The Human Cost of the Obsession with a ‘Swachh Bharat’

The Swachh Bharat Mission’s unthinking obsession with ‘behavioural change’ is taking an unconscionable toll on the poorest.

The Swachh Bharat Mission’s unthinking obsession with ‘behavioural change’ is taking an unconscionable toll on the poorest.

A sign condemning open defecation. Credit: Sachin Rao

A sign condemning open defecation. Credit: Sachin Rao

In an opinion piece in the Indian Express on July 31, Naina Lal Kidwai, writing as the chair of the India Sanitation Coalition, gave a glowing midterm review to the Swachh Bharat Mission (SBM). The SBM is deemed to have made significant gains in sanitation because it focuses on actually stopping open defecation, making communities open defecation free (ODF), as opposed to just educating communities and supporting the construction of toilets, as has been done in the past. This emphasis on outcomes is said to be backed by concerted pressure from the very top and the transmission of authority and accountability all the way down the bureaucratic chain to the villages, where nigrani samitis are empowered ‘to ensure that no individual from the village resorts to open defecation’. Kidwai’s observation about the single-minded obsession with which the SBM has been conducted is probably accurate but the actual outcomes of such a crusade deserve closer inspection.

Here’s what I learnt from Ghodach village in the Rajsamand district of Rajasthan. The administration had a clear target – make the village, and eventually the entire district, ODF. This target was backed with the precise data of the 565 families who had no toilets. The administration was indeed empowered, so much so that the block level officers have issued an official notice to ration shops to withhold grains from any family not certified as having a toilet at home. The nigrani committee (inspection committee) is comprised of elected officials, government employees and other influencers; in short the most powerful people in a feudal setting. Their work so far has been to spread terror. Their message is that toilets must be built at all costs. Those who do not do so will not receive rations and possibly lose other benefits such as pensions.

The targets of this mission in ‘behavioural change’ were the village’s poorest people who are in no circumstance to build or use a toilet. They are socially, politically and economically marginalised. They typically have no land, no assets and no savings. Their meagre income comes from irregular and hazardous daily labour in the nearby mines. The Public Distribution System grain makes the difference from hunger and starvation. They were told that the first step towards a working toilet was a pit to house their septic tanks. Fearing starvation, these families gave up daily wages to dig into the hard rock strata that their village sits on. The rock proved too hard and many simply gave up half way; others took debts to hire a JCB machine to blast through the rock. Even for those who have dug the pits, building a working toilet will cost at least Rs 20,000-30,000 more. No one has any idea where the money will come from. Even if a toilet is built, there is not enough water in this village to drink, let alone to maintain a toilet.

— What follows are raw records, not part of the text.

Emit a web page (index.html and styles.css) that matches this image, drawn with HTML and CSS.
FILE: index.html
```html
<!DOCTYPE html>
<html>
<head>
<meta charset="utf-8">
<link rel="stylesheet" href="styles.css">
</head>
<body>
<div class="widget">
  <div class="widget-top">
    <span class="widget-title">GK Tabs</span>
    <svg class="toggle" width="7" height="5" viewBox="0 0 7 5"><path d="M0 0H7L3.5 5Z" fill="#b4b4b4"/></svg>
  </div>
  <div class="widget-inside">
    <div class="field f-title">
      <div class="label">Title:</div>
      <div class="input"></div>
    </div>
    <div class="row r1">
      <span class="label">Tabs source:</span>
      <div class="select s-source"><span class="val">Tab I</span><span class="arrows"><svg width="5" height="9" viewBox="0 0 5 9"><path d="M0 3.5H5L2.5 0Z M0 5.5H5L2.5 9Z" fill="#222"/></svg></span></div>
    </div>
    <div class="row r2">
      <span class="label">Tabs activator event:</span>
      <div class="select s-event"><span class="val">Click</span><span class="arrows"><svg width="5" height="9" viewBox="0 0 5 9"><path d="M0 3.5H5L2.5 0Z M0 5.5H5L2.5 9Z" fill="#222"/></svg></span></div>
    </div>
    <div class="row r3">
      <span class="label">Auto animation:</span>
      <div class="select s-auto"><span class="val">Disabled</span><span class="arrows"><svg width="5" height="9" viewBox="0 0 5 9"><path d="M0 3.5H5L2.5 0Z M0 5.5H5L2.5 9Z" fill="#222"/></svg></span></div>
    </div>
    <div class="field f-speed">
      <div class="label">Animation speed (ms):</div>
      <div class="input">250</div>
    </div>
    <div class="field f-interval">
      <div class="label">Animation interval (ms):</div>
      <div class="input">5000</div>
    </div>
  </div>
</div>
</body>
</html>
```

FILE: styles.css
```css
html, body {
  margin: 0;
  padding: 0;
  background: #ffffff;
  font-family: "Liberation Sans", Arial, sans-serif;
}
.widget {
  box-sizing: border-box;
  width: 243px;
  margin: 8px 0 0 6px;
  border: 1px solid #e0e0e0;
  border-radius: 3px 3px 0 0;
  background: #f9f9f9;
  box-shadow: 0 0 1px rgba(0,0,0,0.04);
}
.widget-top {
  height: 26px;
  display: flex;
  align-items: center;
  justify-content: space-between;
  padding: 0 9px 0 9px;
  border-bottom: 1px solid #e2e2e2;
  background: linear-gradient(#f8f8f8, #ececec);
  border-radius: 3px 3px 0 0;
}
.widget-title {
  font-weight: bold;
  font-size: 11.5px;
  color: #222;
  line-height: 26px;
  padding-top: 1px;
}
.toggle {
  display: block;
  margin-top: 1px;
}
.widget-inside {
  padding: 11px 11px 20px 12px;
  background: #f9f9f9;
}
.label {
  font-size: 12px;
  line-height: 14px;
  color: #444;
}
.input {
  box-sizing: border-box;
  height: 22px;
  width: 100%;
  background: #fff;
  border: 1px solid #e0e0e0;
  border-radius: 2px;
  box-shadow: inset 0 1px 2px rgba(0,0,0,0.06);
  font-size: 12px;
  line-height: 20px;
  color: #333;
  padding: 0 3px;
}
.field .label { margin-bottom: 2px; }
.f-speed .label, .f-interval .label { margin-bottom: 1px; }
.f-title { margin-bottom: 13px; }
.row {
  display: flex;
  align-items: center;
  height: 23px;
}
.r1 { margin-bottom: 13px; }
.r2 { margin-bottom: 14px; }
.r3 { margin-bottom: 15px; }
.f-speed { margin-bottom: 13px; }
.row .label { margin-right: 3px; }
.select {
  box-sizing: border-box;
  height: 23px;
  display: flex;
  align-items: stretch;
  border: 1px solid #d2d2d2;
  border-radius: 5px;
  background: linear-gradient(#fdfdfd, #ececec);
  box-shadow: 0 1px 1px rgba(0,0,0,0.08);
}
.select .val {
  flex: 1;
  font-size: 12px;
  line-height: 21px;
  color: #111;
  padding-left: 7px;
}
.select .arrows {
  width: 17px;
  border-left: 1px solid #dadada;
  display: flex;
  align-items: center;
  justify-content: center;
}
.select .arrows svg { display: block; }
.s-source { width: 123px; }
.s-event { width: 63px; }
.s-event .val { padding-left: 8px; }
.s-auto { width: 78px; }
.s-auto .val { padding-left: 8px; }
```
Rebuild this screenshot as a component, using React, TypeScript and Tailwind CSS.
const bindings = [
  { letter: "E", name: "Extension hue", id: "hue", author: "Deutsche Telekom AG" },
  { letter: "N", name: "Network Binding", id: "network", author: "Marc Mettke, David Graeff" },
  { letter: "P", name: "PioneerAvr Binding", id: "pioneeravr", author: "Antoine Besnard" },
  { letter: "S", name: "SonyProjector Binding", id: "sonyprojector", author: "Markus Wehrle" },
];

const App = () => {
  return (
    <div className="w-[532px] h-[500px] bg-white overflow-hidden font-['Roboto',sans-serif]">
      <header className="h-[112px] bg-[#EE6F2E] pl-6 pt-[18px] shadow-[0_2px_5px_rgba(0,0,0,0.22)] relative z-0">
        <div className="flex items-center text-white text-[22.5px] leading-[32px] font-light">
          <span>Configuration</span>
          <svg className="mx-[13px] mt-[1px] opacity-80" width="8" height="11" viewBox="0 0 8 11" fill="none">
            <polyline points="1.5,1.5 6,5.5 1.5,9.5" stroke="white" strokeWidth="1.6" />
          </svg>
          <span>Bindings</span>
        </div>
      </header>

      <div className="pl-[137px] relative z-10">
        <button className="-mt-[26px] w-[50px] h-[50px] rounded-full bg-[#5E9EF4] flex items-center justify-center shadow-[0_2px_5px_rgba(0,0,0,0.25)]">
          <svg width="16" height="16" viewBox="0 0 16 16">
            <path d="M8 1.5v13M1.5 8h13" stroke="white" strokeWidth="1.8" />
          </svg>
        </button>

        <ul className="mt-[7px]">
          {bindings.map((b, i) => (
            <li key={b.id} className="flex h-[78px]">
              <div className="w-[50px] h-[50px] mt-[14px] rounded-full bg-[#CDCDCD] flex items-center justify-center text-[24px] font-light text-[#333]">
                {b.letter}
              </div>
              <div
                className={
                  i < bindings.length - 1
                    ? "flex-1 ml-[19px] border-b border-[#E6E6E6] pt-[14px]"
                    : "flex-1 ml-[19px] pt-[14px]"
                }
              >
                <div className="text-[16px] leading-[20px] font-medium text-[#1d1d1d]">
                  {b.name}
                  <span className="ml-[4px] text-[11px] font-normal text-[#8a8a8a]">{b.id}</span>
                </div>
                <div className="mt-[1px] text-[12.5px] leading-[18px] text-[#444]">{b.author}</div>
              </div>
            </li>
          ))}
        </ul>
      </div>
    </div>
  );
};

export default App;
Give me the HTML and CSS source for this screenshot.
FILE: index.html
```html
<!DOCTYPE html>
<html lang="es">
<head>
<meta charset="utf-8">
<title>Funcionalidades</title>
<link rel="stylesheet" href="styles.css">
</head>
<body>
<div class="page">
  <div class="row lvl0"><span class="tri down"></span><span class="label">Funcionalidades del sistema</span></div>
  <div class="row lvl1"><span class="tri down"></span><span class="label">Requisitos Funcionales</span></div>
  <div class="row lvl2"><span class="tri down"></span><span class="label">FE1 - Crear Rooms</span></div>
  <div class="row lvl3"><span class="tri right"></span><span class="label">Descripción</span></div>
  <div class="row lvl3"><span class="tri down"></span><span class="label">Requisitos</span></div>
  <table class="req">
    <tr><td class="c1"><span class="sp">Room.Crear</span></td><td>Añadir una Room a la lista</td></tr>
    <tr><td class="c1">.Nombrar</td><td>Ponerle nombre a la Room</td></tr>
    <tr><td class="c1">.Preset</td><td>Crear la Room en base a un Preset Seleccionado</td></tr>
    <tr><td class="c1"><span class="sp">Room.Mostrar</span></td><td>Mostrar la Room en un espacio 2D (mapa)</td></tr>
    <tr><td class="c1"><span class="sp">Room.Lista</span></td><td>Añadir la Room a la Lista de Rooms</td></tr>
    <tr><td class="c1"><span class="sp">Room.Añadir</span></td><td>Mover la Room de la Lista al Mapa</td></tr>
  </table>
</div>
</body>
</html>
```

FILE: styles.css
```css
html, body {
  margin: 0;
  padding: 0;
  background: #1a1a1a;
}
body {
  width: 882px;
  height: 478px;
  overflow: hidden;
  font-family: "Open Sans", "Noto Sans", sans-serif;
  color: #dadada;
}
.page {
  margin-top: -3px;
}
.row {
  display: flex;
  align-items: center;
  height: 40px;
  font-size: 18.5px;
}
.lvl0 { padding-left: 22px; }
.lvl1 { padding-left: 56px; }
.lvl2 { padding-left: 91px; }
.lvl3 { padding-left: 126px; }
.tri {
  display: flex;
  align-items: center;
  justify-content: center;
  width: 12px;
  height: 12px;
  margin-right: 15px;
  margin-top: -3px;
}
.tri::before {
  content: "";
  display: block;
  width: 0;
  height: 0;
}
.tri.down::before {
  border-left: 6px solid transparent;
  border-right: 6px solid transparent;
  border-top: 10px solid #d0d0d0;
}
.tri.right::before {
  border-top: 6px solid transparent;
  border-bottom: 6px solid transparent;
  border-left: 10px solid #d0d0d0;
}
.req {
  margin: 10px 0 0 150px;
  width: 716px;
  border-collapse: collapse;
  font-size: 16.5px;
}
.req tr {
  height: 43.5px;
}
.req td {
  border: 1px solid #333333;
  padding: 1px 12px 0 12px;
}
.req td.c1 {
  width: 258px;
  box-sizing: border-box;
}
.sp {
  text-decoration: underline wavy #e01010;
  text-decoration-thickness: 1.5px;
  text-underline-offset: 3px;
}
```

Villagers are being forced to dig toilets in rocky terrain. Credit: Sachin Rao

Villagers are being forced to dig toilets in rocky terrain. Credit: Sachin Rao

Ghodach is now littered with half-dug holes. The ration continues for now, but the villagers live in terror that their sole means of sustenance may be stopped at any time. No one knows what happens next in this impasse. The neighbouring village of Rama provides a clue as to how this may be resolved.

Realising that there was no way that the last 100 households in Rama would build toilets, under immense pressure from their seniors, the local officials declared the village ODF and spent Rs 50,000 on a celebratory function where congratulations were handed all around. They then painted a bold sign in the centre of the village that said anyone found defecating in the open would be prosecuted under various sections of the penal code. These are not isolated observations; newspaper reports document a range of coercive practices in a variety of states in the name of the SBM.

There is no doubt that Ms Kidwai does not subscribe to such inhumane and grossly unconstitutional outcomes. Such misplaced endorsements come from not accounting for the deep inequities of the Indian society and the vast difference in the way the Indian state is experienced by those with and without power. The weak have no ability to defend themselves against the excesses of the state. Therefore, when we empower, incentivise and focus the state upon a single objective that intrudes upon the lives of the poorest, we essentially encourage the oppression of those who have no capacity to resist.

In such an environment, it is not enough for the powerful to just be well intentioned and engaged. We must develop a deep appreciation of how power is distributed and plays out in the communities within which we seek to operate. Despite the current trend of ‘keep politics out of it,’ we must bring politics back into our awareness and perspectives before we act. Without this, we run the risk of becoming prisoners of our narrow objectives and unwittingly endorsing illiberal agendas that in no way reflects the world we envision.

Sachin Rao is a political activist. He works with the Rajiv Gandhi Panchayati Raj Sanghatan.